> **Task details**:
All of the material below is to be returned exactly.

> **Recorded data**:
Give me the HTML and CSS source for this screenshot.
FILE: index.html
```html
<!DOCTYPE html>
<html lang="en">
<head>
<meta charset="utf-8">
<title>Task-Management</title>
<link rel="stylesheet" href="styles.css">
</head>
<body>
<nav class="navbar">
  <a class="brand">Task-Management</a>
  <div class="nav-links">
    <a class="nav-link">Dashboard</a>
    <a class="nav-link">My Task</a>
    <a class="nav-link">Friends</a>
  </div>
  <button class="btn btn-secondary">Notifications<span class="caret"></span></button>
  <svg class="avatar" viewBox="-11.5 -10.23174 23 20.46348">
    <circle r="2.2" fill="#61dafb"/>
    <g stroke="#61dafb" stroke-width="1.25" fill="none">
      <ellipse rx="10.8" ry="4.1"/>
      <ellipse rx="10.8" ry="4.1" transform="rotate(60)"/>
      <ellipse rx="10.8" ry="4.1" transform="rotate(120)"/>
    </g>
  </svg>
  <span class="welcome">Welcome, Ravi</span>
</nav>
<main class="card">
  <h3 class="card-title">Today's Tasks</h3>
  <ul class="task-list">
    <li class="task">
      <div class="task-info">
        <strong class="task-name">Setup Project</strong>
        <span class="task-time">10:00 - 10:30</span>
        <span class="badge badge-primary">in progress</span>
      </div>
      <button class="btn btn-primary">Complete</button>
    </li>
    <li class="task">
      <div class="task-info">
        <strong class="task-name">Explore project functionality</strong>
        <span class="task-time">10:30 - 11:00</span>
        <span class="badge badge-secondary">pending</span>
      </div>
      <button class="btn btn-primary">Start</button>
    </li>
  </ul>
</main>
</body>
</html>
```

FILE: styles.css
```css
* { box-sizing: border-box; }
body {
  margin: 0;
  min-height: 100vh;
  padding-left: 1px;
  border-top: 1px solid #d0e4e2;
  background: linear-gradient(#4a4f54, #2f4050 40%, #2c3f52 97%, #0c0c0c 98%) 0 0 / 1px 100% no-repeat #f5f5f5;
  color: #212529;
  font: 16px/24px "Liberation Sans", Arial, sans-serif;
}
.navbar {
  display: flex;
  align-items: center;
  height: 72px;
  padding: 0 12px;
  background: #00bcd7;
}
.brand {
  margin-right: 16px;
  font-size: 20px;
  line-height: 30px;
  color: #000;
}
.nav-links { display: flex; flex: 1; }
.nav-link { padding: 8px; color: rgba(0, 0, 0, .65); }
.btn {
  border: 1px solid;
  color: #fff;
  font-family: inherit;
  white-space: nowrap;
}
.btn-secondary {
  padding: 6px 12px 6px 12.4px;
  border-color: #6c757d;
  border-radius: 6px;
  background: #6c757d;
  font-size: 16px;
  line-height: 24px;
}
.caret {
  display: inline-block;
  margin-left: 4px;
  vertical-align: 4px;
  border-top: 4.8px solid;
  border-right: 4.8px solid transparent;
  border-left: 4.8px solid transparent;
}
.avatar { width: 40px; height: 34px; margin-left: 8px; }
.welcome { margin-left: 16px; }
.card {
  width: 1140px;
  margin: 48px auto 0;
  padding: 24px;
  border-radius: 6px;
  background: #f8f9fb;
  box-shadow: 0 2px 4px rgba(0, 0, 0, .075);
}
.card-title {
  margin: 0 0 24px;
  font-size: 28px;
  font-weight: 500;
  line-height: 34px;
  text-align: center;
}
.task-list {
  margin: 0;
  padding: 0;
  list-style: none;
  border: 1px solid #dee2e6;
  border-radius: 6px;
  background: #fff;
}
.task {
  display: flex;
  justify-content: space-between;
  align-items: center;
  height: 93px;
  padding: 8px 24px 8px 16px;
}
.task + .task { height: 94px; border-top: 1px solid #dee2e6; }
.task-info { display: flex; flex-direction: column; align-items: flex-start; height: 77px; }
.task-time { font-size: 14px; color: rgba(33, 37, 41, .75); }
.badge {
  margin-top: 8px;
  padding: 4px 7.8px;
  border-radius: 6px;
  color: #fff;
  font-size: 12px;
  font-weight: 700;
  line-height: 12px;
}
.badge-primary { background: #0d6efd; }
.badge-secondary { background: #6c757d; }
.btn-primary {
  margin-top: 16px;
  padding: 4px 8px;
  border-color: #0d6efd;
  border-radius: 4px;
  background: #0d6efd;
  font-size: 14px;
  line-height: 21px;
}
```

> **Worked answer**:
Give me the HTML and CSS source for this screenshot.
FILE: index.html
```html
<!DOCTYPE html>
<html lang="en">
<head>
<meta charset="utf-8">
<title>Task-Management</title>
<link rel="stylesheet" href="styles.css">
</head>
<body>
<nav class="navbar">
  <a class="brand">Task-Management</a>
  <div class="nav-links">
    <a class="nav-link">Dashboard</a>
    <a class="nav-link">My Task</a>
    <a class="nav-link">Friends</a>
  </div>
  <button class="btn btn-secondary">Notifications<span class="caret"></span></button>
  <svg class="avatar" viewBox="-11.5 -10.23174 23 20.46348">
    <circle r="2.2" fill="#61dafb"/>
    <g stroke="#61dafb" stroke-width="1.25" fill="none">
      <ellipse rx="10.8" ry="4.1"/>
      <ellipse rx="10.8" ry="4.1" transform="rotate(60)"/>
      <ellipse rx="10.8" ry="4.1" transform="rotate(120)"/>
    </g>
  </svg>
  <span class="welcome">Welcome, Ravi</span>
</nav>
<main class="card">
  <h3 class="card-title">Today's Tasks</h3>
  <ul class="task-list">
    <li class="task">
      <div class="task-info">
        <strong class="task-name">Setup Project</strong>
        <span class="task-time">10:00 - 10:30</span>
        <span class="badge badge-primary">in progress</span>
      </div>
      <button class="btn btn-primary">Complete</button>
    </li>
    <li class="task">
      <div class="task-info">
        <strong class="task-name">Explore project functionality</strong>
        <span class="task-time">10:30 - 11:00</span>
        <span class="badge badge-secondary">pending</span>
      </div>
      <button class="btn btn-primary">Start</button>
    </li>
  </ul>
</main>
</body>
</html>
```

FILE: styles.css
```css
* { box-sizing: border-box; }
body {
  margin: 0;
  min-height: 100vh;
  padding-left: 1px;
  border-top: 1px solid #d0e4e2;
  background: linear-gradient(#4a4f54, #2f4050 40%, #2c3f52 97%, #0c0c0c 98%) 0 0 / 1px 100% no-repeat #f5f5f5;
  color: #212529;
  font: 16px/24px "Liberation Sans", Arial, sans-serif;
}
.navbar {
  display: flex;
  align-items: center;
  height: 72px;
  padding: 0 12px;
  background: #00bcd7;
}
.brand {
  margin-right: 16px;
  font-size: 20px;
  line-height: 30px;
  color: #000;
}
.nav-links { display: flex; flex: 1; }
.nav-link { padding: 8px; color: rgba(0, 0, 0, .65); }
.btn {
  border: 1px solid;
  color: #fff;
  font-family: inherit;
  white-space: nowrap;
}
.btn-secondary {
  padding: 6px 12px 6px 12.4px;
  border-color: #6c757d;
  border-radius: 6px;
  background: #6c757d;
  font-size: 16px;
  line-height: 24px;
}
.caret {
  display: inline-block;
  margin-left: 4px;
  vertical-align: 4px;
  border-top: 4.8px solid;
  border-right: 4.8px solid transparent;
  border-left: 4.8px solid transparent;
}
.avatar { width: 40px; height: 34px; margin-left: 8px; }
.welcome { margin-left: 16px; }
.card {
  width: 1140px;
  margin: 48px auto 0;
  padding: 24px;
  border-radius: 6px;
  background: #f8f9fb;
  box-shadow: 0 2px 4px rgba(0, 0, 0, .075);
}
.card-title {
  margin: 0 0 24px;
  font-size: 28px;
  font-weight: 500;
  line-height: 34px;
  text-align: center;
}
.task-list {
  margin: 0;
  padding: 0;
  list-style: none;
  border: 1px solid #dee2e6;
  border-radius: 6px;
  background: #fff;
}
.task {
  display: flex;
  justify-content: space-between;
  align-items: center;
  height: 93px;
  padding: 8px 24px 8px 16px;
}
.task + .task { height: 94px; border-top: 1px solid #dee2e6; }
.task-info { display: flex; flex-direction: column; align-items: flex-start; height: 77px; }
.task-time { font-size: 14px; color: rgba(33, 37, 41, .75); }
.badge {
  margin-top: 8px;
  padding: 4px 7.8px;
  border-radius: 6px;
  color: #fff;
  font-size: 12px;
  font-weight: 700;
  line-height: 12px;
}
.badge-primary { background: #0d6efd; }
.badge-secondary { background: #6c757d; }
.btn-primary {
  margin-top: 16px;
  padding: 4px 8px;
  border-color: #0d6efd;
  border-radius: 4px;
  background: #0d6efd;
  font-size: 14px;
  line-height: 21px;
}
```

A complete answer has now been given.